Originally Posted by mstone
I'm not surprised that you don't understand what I meant partly because I didn't state it very well but mostly because you don't understand the nature of programming conditional statements.
Let me try to spell it out more clearly.
Lets say you have a weather checking page. If it is sunny, show a picture of a sun, it it is cloudy show a cloud, if it is raining show a picture of rain, if you can't connect to the service show a message that says Please try again later. Now imagine you are coding that page what the hell do you expect the WYSIWYG environment should show? all of the above?
Nah, I got that part, but it was completely irrelevant to what I was arguing so I ignored it.
When I said what you were saying is "nonsense" I was referring to that stuff about how "nothing compares to Flash" in either features or performance. It sounds like an advertisement and it just isn't true.

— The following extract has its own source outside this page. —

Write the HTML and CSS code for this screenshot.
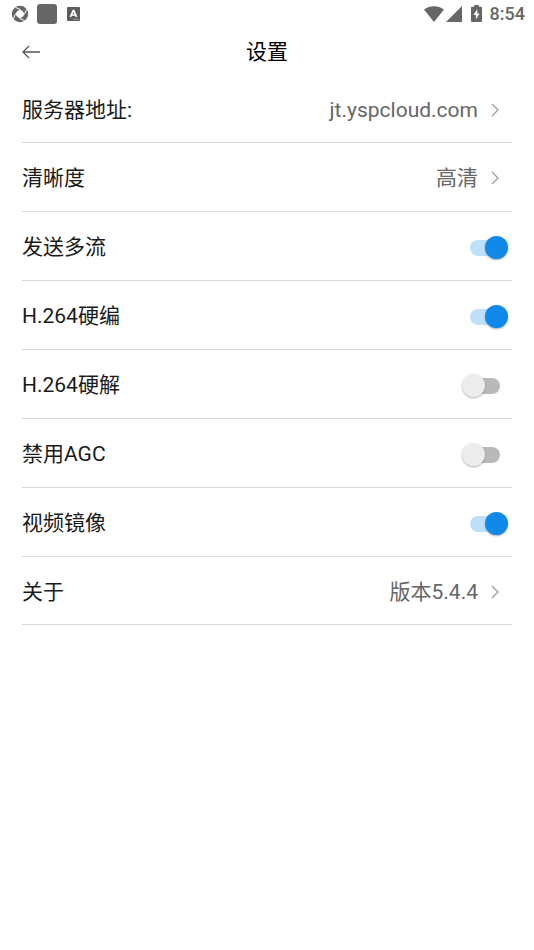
FILE: index.html
```
<!DOCTYPE html>
<html lang="zh-CN">

<head>
  <meta charset="UTF-8">
  <meta name="viewport" content="width=device-width, initial-scale=1.0">
  <title>设置</title>
  <link rel="stylesheet" href="styles.css">
</head>

<body>
  <div class="statusBar">
    <div class="statusLeft">
      <svg width="18" height="18" viewBox="0 0 18 18">
        <circle cx="9" cy="9" r="6" fill="none" stroke="#666" stroke-width="4.4" />
        <path d="M9 4.6 13.4 9 9 13.4 4.6 9z" fill="#fff" />
        <path d="M9.4 4.6 4.6 2.4M13.4 9.4 15.6 4.4M8.6 13.4l5 2.2M4.6 8.6 2.4 13.6" stroke="#fff" stroke-width="1" />
      </svg>
      <svg width="20" height="20" viewBox="0 0 20 20">
        <rect width="20" height="20" rx="3" fill="#666" />
      </svg>
      <svg class="letterIcon" width="13" height="14" viewBox="0 0 13 14">
        <rect width="13" height="14" rx="1" fill="#5c5c5c" />
        <path d="M3.4 10 6.2 3.6h.6L9.6 10M4.6 8h3.8" fill="none" stroke="#fff" stroke-width="1.7" />
        <path d="M6.5 12.2h5" stroke="#ddd" stroke-dasharray="1 1" />
      </svg>
    </div>
    <div class="statusRight">
      <svg width="20" height="16" viewBox="0 0 20 16">
        <path d="M0 3.6C5.6-1 14.4-1 20 3.6L10 16z" fill="#666" />
      </svg>
      <svg width="16" height="16" viewBox="0 0 16 16">
        <path d="M16 0v16H0z" fill="#666" />
      </svg>
      <svg class="battery" width="11" height="17" viewBox="0 0 11 17">
        <path d="M3.2 0h4.6v1.7H10a1 1 0 0 1 1 1V16a1 1 0 0 1-1 1H1a1 1 0 0 1-1-1V2.7a1 1 0 0 1 1-1h2.2z" fill="#666" />
        <path d="M6.3 4 2.5 10h2.4v4.5L8.6 8.4H6.3z" fill="#fff" />
      </svg>
      <span class="time">8:54</span>
    </div>
  </div>

  <header class="header">
    <button class="back" type="button" aria-label="返回">
      <svg width="18" height="14" viewBox="0 0 18 14">
        <path d="M7 1 1 7l6 6M1 7h17" fill="none" stroke="#555" stroke-width="1.3" />
      </svg>
    </button>
    <h1 class="title">设置</h1>
  </header>

  <main class="settings">
    <a class="row" href="#server">
      <span class="label">服务器地址:</span>
      <span class="value">jt.yspcloud.com</span>
      <svg class="arrow" width="8" height="14" viewBox="0 0 8 14">
        <path d="M1 1l6 6-6 6" />
      </svg>
    </a>
    <a class="row" href="#quality">
      <span class="label">清晰度</span>
      <span class="value">高清</span>
      <svg class="arrow" width="8" height="14" viewBox="0 0 8 14">
        <path d="M1 1l6 6-6 6" />
      </svg>
    </a>
    <div class="row">
      <label class="label" for="multiStream">发送多流</label>
      <input class="switch" type="checkbox" id="multiStream" checked>
    </div>
    <div class="row">
      <label class="label" for="encode">H.264硬编</label>
      <input class="switch" type="checkbox" id="encode" checked>
    </div>
    <div class="row">
      <label class="label" for="decode">H.264硬解</label>
      <input class="switch" type="checkbox" id="decode">
    </div>
    <div class="row">
      <label class="label" for="agc">禁用AGC</label>
      <input class="switch" type="checkbox" id="agc">
    </div>
    <div class="row">
      <label class="label" for="mirror">视频镜像</label>
      <input class="switch" type="checkbox" id="mirror" checked>
    </div>
    <a class="row" href="#about">
      <span class="label">关于</span>
      <span class="value">版本5.4.4</span>
      <svg class="arrow" width="8" height="14" viewBox="0 0 8 14">
        <path d="M1 1l6 6-6 6" />
      </svg>
    </a>
  </main>
</body>

</html>
```

FILE: styles.css
```
* {
  box-sizing: border-box;
  padding: 0;
  margin: 0;
}

body {
  color: #1a1a1a;
  background: #fff;
  font-family: Roboto, 'Noto Sans CJK SC', sans-serif;
  font-size: 21px;
  line-height: 24px;
}

/* 状态栏 */
.statusBar {
  display: flex;
  align-items: center;
  justify-content: space-between;
  height: 27px;
  padding: 0 9px 0 11px;
}

.statusLeft,
.statusRight {
  display: flex;
  align-items: center;
}

.statusLeft {
  gap: 8px;
}

.letterIcon {
  margin-left: 2px;
}

.statusRight {
  gap: 2px;
}

.battery {
  margin-left: 7px;
}

.time {
  margin-left: 6px;
  color: #666;
  font-size: 18px;
  font-weight: 500;
}

/* 标题栏 */
.header {
  display: grid;
  grid-template-columns: 40px 1fr 40px;
  align-items: center;
  height: 49px;
  padding: 0 22px;
}

.back {
  display: flex;
  align-items: center;
  height: 40px;
  border: 0;
  background: none;
}

.title {
  color: #000;
  font-size: 21px;
  font-weight: 400;
  text-align: center;
}

/* 设置列表 */
.settings {
  padding: 0 22px;
}

.row {
  display: flex;
  align-items: center;
  height: 69px;
  padding-top: 2px;
  border-bottom: 1px solid #d6d6d6;
  color: inherit;
  text-decoration: none;
}

.row:first-child {
  height: 67px;
}

.row:last-child {
  height: 68px;
}

.label {
  flex: 1;
}

.value {
  color: #666;
}

.arrow {
  margin: 0 13px;
  fill: none;
  stroke: #999;
  stroke-width: 1.2;
}

/* 开关 */
.switch {
  position: relative;
  width: 46px;
  height: 23px;
  margin-right: 4px;
  appearance: none;
}

.switch::before {
  content: '';
  position: absolute;
  top: 4px;
  left: 8px;
  width: 30px;
  height: 16px;
  border-radius: 8px;
  background: #b9b9b9;
}

.switch::after {
  content: '';
  position: absolute;
  top: 0;
  left: 0;
  width: 23px;
  height: 23px;
  border-radius: 50%;
  background: #ececec;
  box-shadow: 0 1px 2px rgba(0, 0, 0, .3);
}

.switch:checked::before {
  background: #bfe0f9;
}

.switch:checked::after {
  left: 23px;
  background: #1189e9;
}
```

Again, my argument about the WYSIWYG editor was not
an arcane treatise on whether or not "true" WYSIWYG can be obtained due to the existence of conditional statements and live pages. It was simply that a tool used for making animations (Adobe's tools for instance), could be changed to output CSS instead of Flash.
Adobe's statements about how they want to be "open" and their whole open alliance are complete BS in light of the fact that Flash is a proprietary plug-in that doesn't actually even work that well. If they really did have the open-ness and interoperability of the web as their goal, they could easily drop the proprietary stuff and go back to doing what they have *some* talent at, which is simply making design tools. If they really did want to serve their customer base, they would make design tools that are platform and plug-in agnostic. that's what everyone has been asking for since about 1993.
The tools don't have to be proprietary, nor do they have to export proprietary stuff. It's their choice to be pushing Flash, and for them to try and make out like they are not doing anything nefarious is just silly. It's plain as day what their motivations are.